# [Task objective]
Begin with the first line of the material and write out each line exactly, ending with the line that contains "string; values: string[][];". Pictures are not part of the copy.

# [Stored data]
* * * * * * *

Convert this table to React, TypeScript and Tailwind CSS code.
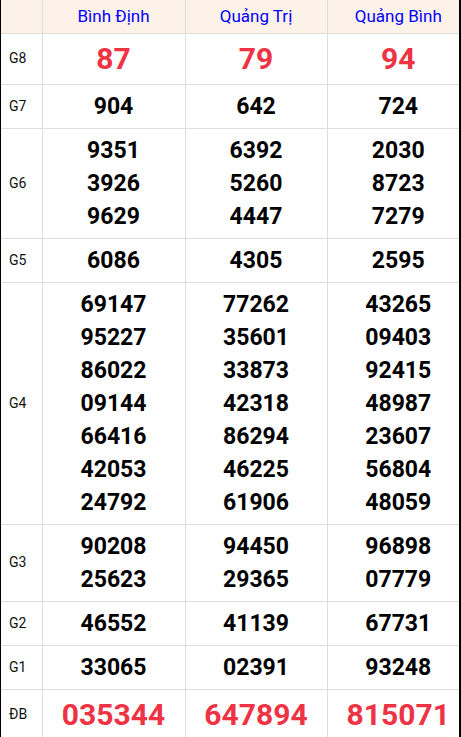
import React from 'react';

type Row = { label: string; values: string[][]; big?: boolean; red?: boolean };

const rows: Row[] = [
  { label: 'G8', values: [['87'], ['79'], ['94']], big: true, red: true },
  { label: 'G7', values: [['904'], ['642'], ['724']] },
  { label: 'G6', values: [['9351', '3926', '9629'], ['6392', '5260', '4447'], ['2030', '8723', '7279']] },
  { label: 'G5', values: [['6086'], ['4305'], ['2595']] },
  {
    label: 'G4',
    values: [
      ['69147', '95227', '86022', '09144', '66416', '42053', '24792'],
      ['77262', '35601', '33873', '42318', '86294', '46225', '61906'],
      ['43265', '09403', '92415', '48987', '23607', '56804', '48059'],
    ],
  },
  { label: 'G3', values: [['90208', '25623'], ['94450', '29365'], ['96898', '07779']] },
  { label: 'G2', values: [['46552'], ['41139'], ['67731']] },
  { label: 'G1', values: [['33065'], ['02391'], ['93248']] },
  { label: 'ĐB', values: [['035344'], ['647894'], ['815071']], big: true, red: true },
];

const provinces = ['Bình Định', 'Quảng Trị', 'Quảng Bình'];

export default function App() {
  return (
    <div className="w-[461px] bg-white" style={{ fontFamily: 'Roboto, "Noto Sans", sans-serif' }}>
      <div className="border-l border-r-2 border-b-2 border-black">
        <table className="w-full table-fixed border-collapse">
          <colgroup>
            <col className="w-[41px]" />
            <col className="w-[143px]" />
            <col className="w-[142px]" />
            <col />
          </colgroup>
          <thead>
            <tr className="bg-[#fdf2e7] h-[33px]">
              <th className="border-r border-b border-[#dddddd]"></th>
              {provinces.map((p, i) => (
                <th
                  key={p}
                  className={`border-b border-[#dddddd] text-[17px] leading-[20px] font-normal text-[#0000ff] ${i < 2 ? 'border-r' : 'pl-[10px]'}`}
                >
                  {p}
                </th>
              ))}
            </tr>
          </thead>
          <tbody>
            {rows.map((r, ri) => (
              <tr key={r.label}>
                <td className={`text-[14px] text-[#111] pl-[8px] border-r border-[#dddddd] ${ri < rows.length - 1 ? 'border-b' : ''}`}>
                  {r.label}
                </td>
                {r.values.map((v, ci) => (
                  <td
                    key={ci}
                    className={`text-center font-bold border-[#dddddd] ${ri < rows.length - 1 ? 'border-b' : ''} ${ci < 2 ? 'border-r' : 'pl-[10px]'} ${
                      r.big ? 'py-[3px]' : 'py-[5px]'
                    }`}
                  >
                    {v.map((n, k) => (
                      <div
                        key={k}
                        className={
                          r.big
                            ? 'text-[30px] leading-[44px] text-[#ee3344]'
                            : 'text-[23px] leading-[33px] text-black'
                        }
                      >
                        {n}
                      </div>
                    ))}
                  </td>
                ))}
              </tr>
            ))}
          </tbody>
        </table>
      </div>
    </div>
  );
}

* * * * * * *

# [In response]
Convert this table to React, TypeScript and Tailwind CSS code.
import React from 'react';

type Row = { label: string; values: string[][]; big?: boolean; red?: boolean };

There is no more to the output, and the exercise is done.